# Rotation without slipping

1. Apr 13, 2007

### ripper9100

1. The problem statement, all variables and given/known data
A solid uniform cylinder with mass 5 kg is being pulled with a constant force of 45 Newtons up a 30 degree incline. The force is acting on the cylinders center and is parallel to the incline. What is its angular acceleration?

I have a good idea on how to do the problem by using Newtons second law for a rigid body. The only part i'm confused about is on what the moment of inertia should be. I think Its either (.5mr^2) or (.5mr^2 +mr^2)?

2. Apr 13, 2007

### e(ho0n3

3. Apr 13, 2007

### ripper9100

im also iffy on the net Torque. Im thinking that friction is the only force causing torque since the 45 N force is acting on the cylinders center.
am i right?

4. Apr 13, 2007

### e(ho0n3

Yes. I agree.

5. Apr 13, 2007

### ripper9100

thanks for the help

6. Apr 13, 2007

### Staff: Mentor

The moment of inertia depends on what you are using as the rotational axis; either expression will work, if you're careful.

Again, it depends on the axis of rotation. If you are using the center of mass as the axis, then you are correct.

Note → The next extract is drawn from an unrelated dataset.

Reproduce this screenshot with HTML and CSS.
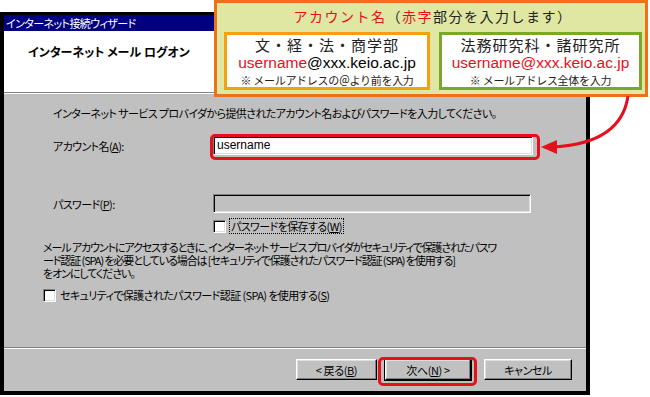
FILE: index.html
```html
<!DOCTYPE html>
<html lang="ja">
<head>
    <meta charset="UTF-8">
    <meta name="viewport" content="width=device-width, initial-scale=1.0">
    <title>インターネット メール ログオン</title>
    <link rel="stylesheet" href="styles.css">
</head>
<body>

<div class="stage">

    <!-- ウィザード本体 -->
    <div class="window">
        <div class="titlebar">インターネット接続ウィザード</div>

        <div class="header">
            <h1>インターネット メール ログオン</h1>
        </div>

        <div class="content">
            <p class="intro">インターネット サービス プロバイダから提供されたアカウント名およびパスワードを入力してください。</p>

            <div class="row row-account">
                <label>アカウント名(<u>A</u>):</label>
                <div class="field">username</div>
            </div>

            <div class="row row-pass">
                <label>パスワード(<u>P</u>):</label>
                <div class="field disabled"></div>
            </div>

            <div class="check check-save">
                <span class="box"></span>
                <span class="focus">パスワードを保存する(<u>W</u>)</span>
            </div>

            <p class="note">メール アカウントにアクセスするときに、インターネット サービス プロバイダがセキュリティで保護されたパスワ<br>ード認証 (SPA) を必要としている場合は [セキュリティで保護されたパスワード認証 (SPA) を使用する]<br>をオンにしてください。</p>

            <div class="check check-spa">
                <span class="box"></span>
                <span>セキュリティで保護されたパスワード認証 (SPA) を使用する(<u>S</u>)</span>
            </div>
        </div>

        <div class="footer">
            <button class="btn btn-back">&lt; 戻る(<u>B</u>)</button>
            <button class="btn btn-next">次へ(<u>N</u>) &gt;</button>
            <button class="btn btn-cancel">キャンセル</button>
        </div>
    </div>

    <!-- 説明の吹き出し -->
    <div class="callout">
        <div class="callout-title"><span class="red">アカウント名</span>（<span class="red">赤字</span>部分を入力します）</div>
        <div class="callout-boxes">
            <div class="cbox cbox-orange">
                <div class="cbox-head">文・経・法・商学部</div>
                <div class="cbox-mail"><span class="red">username</span>@xxx.keio.ac.jp</div>
                <div class="cbox-note">※ メールアドレスの＠より前を入力</div>
            </div>
            <div class="cbox cbox-green">
                <div class="cbox-head">法務研究科・諸研究所</div>
                <div class="cbox-mail red">username@xxx.keio.ac.jp</div>
                <div class="cbox-note">※ メールアドレス全体を入力</div>
            </div>
        </div>
    </div>

    <!-- 赤枠と矢印 -->
    <div class="mark mark-account"></div>
    <div class="mark mark-next"></div>
    <svg class="arrow" width="650" height="397" viewBox="0 0 650 397">
        <path d="M628 96 C624 124 604 144 554 147" fill="none" stroke="#e5101c" stroke-width="3"/>
        <polygon points="541,147 557,140 557,154" fill="#e5101c"/>
    </svg>

</div>

</body>
</html>
```

FILE: styles.css
```css
/* ページ全体 */
body {
    margin: 0;
    background-color: #fff;
    font-family: "Noto Sans CJK JP", "Liberation Sans", sans-serif;
    font-size: 11px;
    letter-spacing: -0.6px;
    font-feature-settings: "palt";
    color: #000;
}

.stage {
    position: relative;
    width: 650px;
    height: 397px;
    overflow: hidden;
}

u {
    text-decoration: underline;
}

/* ウィザードの枠 */
.window {
    width: 582px;
    margin-top: 12px;
    border: 4px solid #000;
    border-top-width: 3px;
    background-color: #c0c0c0;
}

.titlebar {
    height: 16px;
    line-height: 16px;
    padding-left: 2px;
    background-color: #000080;
    color: #fff;
}

.header {
    height: 62px;
    background-color: #fff;
    border-bottom: 1px solid #808080;
    box-shadow: 0 1px 0 #fff;
    padding: 13px 0 0 24px;
    box-sizing: border-box;
}

.header h1 {
    margin: 0;
    font-size: 12px;
    font-weight: bold;
    line-height: 16px;
    letter-spacing: 0;
}

/* 入力欄のエリア */
.content {
    height: 255px;
    padding: 13px 0 0 39px;
    box-sizing: border-box;
    border-bottom: 1px solid #808080;
    white-space: nowrap;
}

.intro {
    margin: 0 0 0 10px;
    line-height: 14px;
}

.row {
    display: flex;
    align-items: center;
    margin-left: 10px;
}

.row label {
    width: 160px;
}

.row-account {
    margin-top: 16px;
}

.row-pass {
    margin-top: 39px;
}

.field {
    width: 320px;
    height: 19px;
    line-height: 17px;
    padding-left: 3px;
    box-sizing: border-box;
    background-color: #fff;
    border: 1px solid;
    border-color: #808080 #fff #fff #808080;
    box-shadow: inset 1px 1px #000, inset -1px -1px #dfdfdf;
    font-family: "Liberation Sans", sans-serif;
    font-size: 12px;
    letter-spacing: 0;
}

.field.disabled {
    width: 318px;
    background-color: #c0c0c0;
}

.check {
    display: flex;
    align-items: center;
    gap: 4px;
    line-height: 14px;
}

.check .box {
    width: 13px;
    height: 13px;
    box-sizing: border-box;
    background-color: #fff;
    border: 1px solid;
    border-color: #808080 #fff #fff #808080;
    box-shadow: inset 1px 1px #000, inset -1px -1px #dfdfdf;
}

.check-save {
    margin: 6px 0 0 170px;
}

.check-save .focus {
    outline: 1px dotted #000;
    padding: 0 1px;
}

.note {
    margin: 8px 0 0 0;
    line-height: 13px;
    letter-spacing: -1.1px;
}

.check-spa {
    margin-top: 8px;
}

/* ボタン */
.footer {
    height: 43px;
    border-top: 1px solid #fff;
    display: flex;
    align-items: flex-start;
    justify-content: flex-end;
    padding: 10px 14px 0 0;
    box-sizing: border-box;
}

.btn {
    height: 21px;
    margin: 0;
    padding: 0;
    font-family: inherit;
    font-size: 11px;
    letter-spacing: -0.4px;
    font-feature-settings: "palt";
    background-color: #c0c0c0;
    border: 1px solid;
    border-color: #fff #000 #000 #fff;
    box-shadow: inset -1px -1px #808080, inset 1px 1px #dfdfdf;
    color: #000;
}

.btn-back {
    width: 81px;
}

.btn-next {
    width: 86px;
    margin-left: 8px;
    outline: 1px solid #000;
}

.btn-cancel {
    width: 88px;
    margin-left: 13px;
}

/* 吹き出し */
.callout {
    position: absolute;
    left: 214px;
    top: 0;
    width: 434px;
    height: 97px;
    box-sizing: border-box;
    border: 3px solid #f07018;
    background-color: #dfe7a3;
    padding: 4px 3px 0 7px;
    font-family: "Noto Sans CJK JP", sans-serif;
    font-feature-settings: normal;
    letter-spacing: 0;
}

.red {
    color: #e5101c;
}

.callout-title {
    text-align: center;
    font-size: 14px;
    line-height: 18px;
    letter-spacing: 1.5px;
    color: #222;
}

.callout-boxes {
    display: flex;
    gap: 9px;
    margin-top: 7px;
}

.cbox {
    height: 58px;
    box-sizing: border-box;
    border: 3px solid;
    background-color: #fff;
    text-align: center;
    padding-top: 1px;
}

.cbox-orange {
    width: 206px;
    border-color: #f3a012;
}

.cbox-green {
    width: 203px;
    border-color: #7aa82c;
}

.cbox-head {
    font-size: 15px;
    line-height: 18px;
    letter-spacing: 1px;
    color: #222;
}

.cbox-mail {
    font-family: "Liberation Sans", sans-serif;
    font-size: 15.5px;
    line-height: 18px;
}

.cbox-note {
    font-size: 11px;
    line-height: 16px;
    letter-spacing: -0.3px;
    color: #222;
}

/* 赤枠 */
.mark {
    position: absolute;
    border: 3px solid #e5101c;
    border-radius: 5px;
    box-sizing: border-box;
}

.mark-account {
    left: 210px;
    top: 134px;
    width: 330px;
    height: 26px;
}

.mark-next {
    left: 378px;
    top: 357px;
    width: 99px;
    height: 29px;
}

.arrow {
    position: absolute;
    left: 0;
    top: 0;
    pointer-events: none;
}
```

Even though you have a choice, I recommend using the center of mass of the cylinder as your axis--I think it gives the best understanding of what's going on.

7. Apr 14, 2007

### ripper9100

what about the friction force is it up the incline or down the incline? Im confused about because usually the direction of friction force is opposite the direction of motion.

8. Apr 14, 2007

### Staff: Mentor

Remember that friction acts to oppose slipping between surfaces. If there were no friction, which way would the surfaces (cylinder bottom and incline) slip with respect to each other? Use that to figure which way friction must act.